Peu de collectivités locales ont encore adopté à ce jour de BBZ. Quelles seraient les opportunités et avec quels bénéfices ?
On peut citer le Département de Seine-Maritime et la ville d’Aulnay-sous-Bois qui ont adopté un BBZ. Globalement, les collectivités locales ont plus de dépenses contraintes, elles bénéficient donc d’une moindre souplesse dans leurs arbitrages budgétaires, notamment les départements qui ont peu de marges de manœuvre, car leurs dépenses sociales sont contraintes4. Comme pour l’État, il faut d’abord prioriser les dépenses incompressibles, notamment pour les Départements. Ensuite, pour les collectivités, l’intérêt du BBZ est aussi de hiérarchiser au sein des postes de dépenses. Sur la transition écologique par exemple, on peut prioriser telle ou telle action, en fonction des gains attendus en matière de Gaz à effet de serre. Mais le BBZ doit être une démarche politique et non pas administrative. Ce n’est pas aux administrations de prioriser les dépenses.

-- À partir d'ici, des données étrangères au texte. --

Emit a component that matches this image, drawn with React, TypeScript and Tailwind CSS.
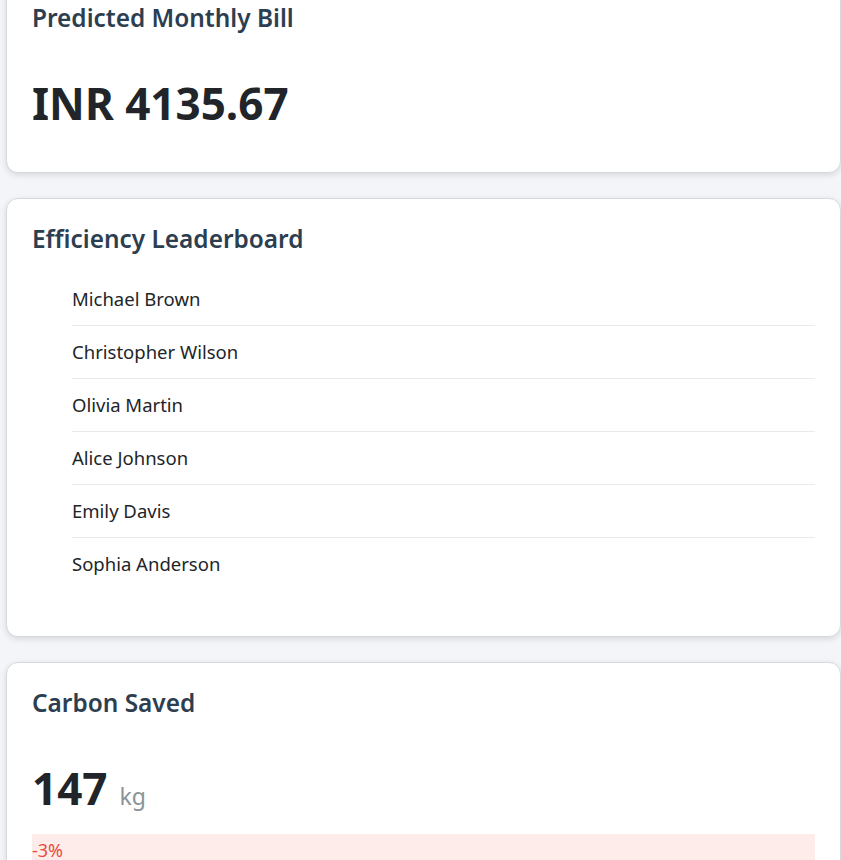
const leaders = [
  "Michael Brown",
  "Christopher Wilson",
  "Olivia Martin",
  "Alice Johnson",
  "Emily Davis",
  "Sophia Anderson",
];

function Card({ title, children, className = "" }: { title: string; children: React.ReactNode; className?: string }) {
  return (
    <section
      className={`rounded-xl border border-[#d8d9dd] bg-white px-[25px] pt-[24px] shadow-[0_2px_6px_rgba(0,0,0,0.12)] ${className}`}
    >
      <h2 className="text-[24.4px] font-semibold leading-[32px] text-[#2c3e50]">{title}</h2>
      {children}
    </section>
  );
}

export default function App() {
  return (
    <div
      className="min-h-screen overflow-hidden bg-[#f4f5f9] pl-[6px]"
      style={{ fontFamily: '"Noto Sans", "Open Sans", sans-serif' }}
    >
      <div className="-mt-[23px] flex flex-col gap-[25px]">
        <Card title="Predicted Monthly Bill" className="pb-[40px]">
          <p className="mt-[40px] text-[44px] font-bold leading-[58px] text-[#212529]">INR 4135.67</p>
        </Card>

        <Card title="Efficiency Leaderboard" className="pb-[46px]">
          <ul className="mt-[18px] pl-[40px]">
            {leaders.map((name, i) => (
              <li
                key={name}
                className={`py-3 text-[18.5px] leading-[28px] text-[#212529] ${
                  i < leaders.length - 1 ? "border-b border-[#e9eaec]" : ""
                }`}
              >
                {name}
              </li>
            ))}
          </ul>
        </Card>

        <Card title="Carbon Saved" className="pb-[40px]">
          <p className="mt-[40px] flex items-baseline text-[#212529]">
            <span className="text-[44px] font-bold leading-[58px]">147</span>
            <span className="ml-[12px] text-[23px] text-[#8a9396]">kg</span>
          </p>
          <div className="mt-[17px] bg-[#fdecea] pt-[4px] pb-[8px] text-[18px] leading-[24px] text-[#e74c3c]">-3%</div>
        </Card>
      </div>
    </div>
  );
}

Propos recueillis par Frédéric Ville
Source : Budget base zéro : décider sous la contrainte, Institut Montaigne, novembre 2025
1. Les discussions budgétaires qui ont commencé fin octobre 2025 à l’Assemblée se sont soldées par un échec de la commission mixte paritaire composée de députés et sénateurs le 19 décembre pour trouver un compromis pour adopter le budget de l’État avant le 31 décembre 2025, date constitutionnelle limite. Sébastien Lecornu va saisir le Conseil d’État d’un projet de loi spéciale.
2. En pourcentage du PIB, la dette publique est passée d’environ 21 % du PIB en 1980 à 113 % du PIB en 2024, selon Fipeco.
3. 5,5 % du PIB selon l’Insee.
4. En 2024, 69 % des dépenses de fonctionnement des départements sont des dépenses sociales, selon la Cour des comptes.